Internet cloud-based services

A PLM application service provider (ASP) hosts the entire PLM system off-site, using a data center shared among all of its customers. A PLM ASP perhaps offers the most financially attractive short-term PLM solution but comes with significant longer-term risks. The per-user cost is initially reasonable if you aren't particularly concerned with the total cost over 5 or 10 years... or with security, performance and flexibility.

The principal benefit of a PLM ASP is that the vendor handles the hardware and software management tasks: acquisition, installation, maintenance, and upgrades. Furthermore, the ASP defines a rather specific set of features that simplifies your configuration choices. Finally, if you don't want to bring your legacy data into the system, and can quickly make your configuration choices, you can have access to your PLM system in a matter of hours.

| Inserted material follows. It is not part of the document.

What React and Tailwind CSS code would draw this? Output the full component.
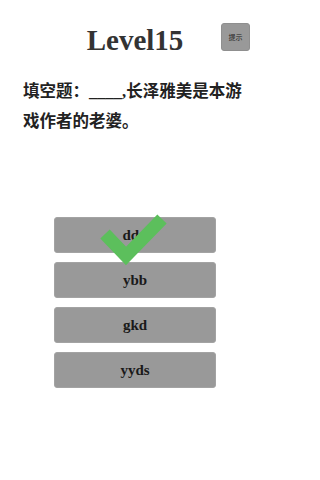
import React from "react";

const options = ["ddd", "ybb", "gkd", "yyds"];

export default function App() {
  return (
    <div className="w-[270px] h-[480px] bg-white text-[#222] font-['Liberation_Serif','Noto_Sans_CJK_SC',serif]">
      {/* Header */}
      <div className="grid grid-cols-[1fr_auto_1fr] items-start pt-[23px]">
        <div />
        <h1 className="mt-[3px] text-[29px] leading-[28px] font-bold text-[#333]">Level15</h1>
        <div className="flex justify-end pr-[20px]">
          <button className="w-[29px] h-[28px] rounded-[3px] bg-[#999] border border-[#8f8f8f] text-[7px] leading-none text-[#222] font-['Noto_Sans_CJK_SC',sans-serif]">
            提示
          </button>
        </div>
      </div>

      {/* Question */}
      <p className="mt-[23px] pl-[23px] pr-[20px] text-[16.5px] leading-[30px] font-bold text-[#222]">
        填空题：____,长泽雅美是本游戏作者的老婆。
      </p>

      {/* Options */}
      <div className="relative mt-[80px] flex flex-col items-center gap-[9px]">
        {options.map((opt) => (
          <button
            key={opt}
            className="w-[162px] h-[36px] rounded-[3px] bg-[#999] border border-[#a3a3a3] text-[15px] font-bold text-[#1a1a1a]"
          >
            {opt}
          </button>
        ))}
        <svg
          className="absolute left-0 top-[-217px] pointer-events-none"
          width="270"
          height="480"
          viewBox="0 0 270 480"
        >
          <polyline
            points="105,234 126,256 162,219"
            fill="none"
            stroke="#5cbf5c"
            strokeWidth="13"
            strokeLinejoin="miter"
          />
        </svg>
      </div>
    </div>
  );
}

As you'll see, we have reservations about a PLM ASP solution; a hosted application may be perfect for incidental business processes (think "travel reservations" or "HR benefits"), but it's a much tougher decision when applied to mission-critical functions and irreplaceable proprietary data.

When considering an ASP solution, "companies will have to decide whether they're comfortable with sending and storing sensitive documents outside their corporate infrastructure." Jim Rapoza, eWeek

If limited budget or internal IT resources suggest a PLM ASP, you'll want to weigh these issues:

  • Your company's mission-critical data is not on site. This has two effects:

    • How much do you know about the security, backup process, operations skill, disaster recovery procedures, and financial stability of your PLM ASP, and

    • What happens to your productivity if your Internet connection or PLM ASP goes down for a day?

  • A PLM ASP solution typically implements a "one size fits most" approach, and is much more limited in its configurability; make sure your business processes won't be constrained.

  • Usability will be limited by the browser-based user interface, and web technology simply isn't as flexible and as powerful as native applications. Can you imagine CAD or even a spreadsheet hosted on the web?

  • Performance is determined by your Internet connection's available bit rate and utilization, your vendor's available bit rate and utilization, the load on datacenter computers, and the systems selected for the datacenter. If you aren't happy with the system performance, upgrading will require more analysis and negotiating. There's no guarantee that you'll get the performance you need if your requirements exceed your vendor's abilities.

  • There may be additional charges for exceeding contract limits for data storage, processing time, or connection bandwidth.

  • Upgrades and service downtimes are scheduled for the vendor's convenience, not yours. Except during project "crunch time", this should not be a significant issue if your office runs inside the typical workweek, especially if you select a PLM ASP in your time zone.

  • In most cases, all of the PLM ASP's clients share a common code base, so you can't delay or skip an upgrade. Whether you're in the middle of a time-critical project or simply satisfied with your software, you'll still be getting your new upgrade (and possibly re-training, data conversion, and new bugs) with everyone else.

  • If you're not happy with your PLM ASP, check your service contract and practice your diplomatic skills before asking for any help in moving your data to a competing PLM system. 

A PLM application service provider may be the only reasonable alternative for your company, but you'll want to anticipate all of the ways the arrangement could fail, and make appropriate contingency plans.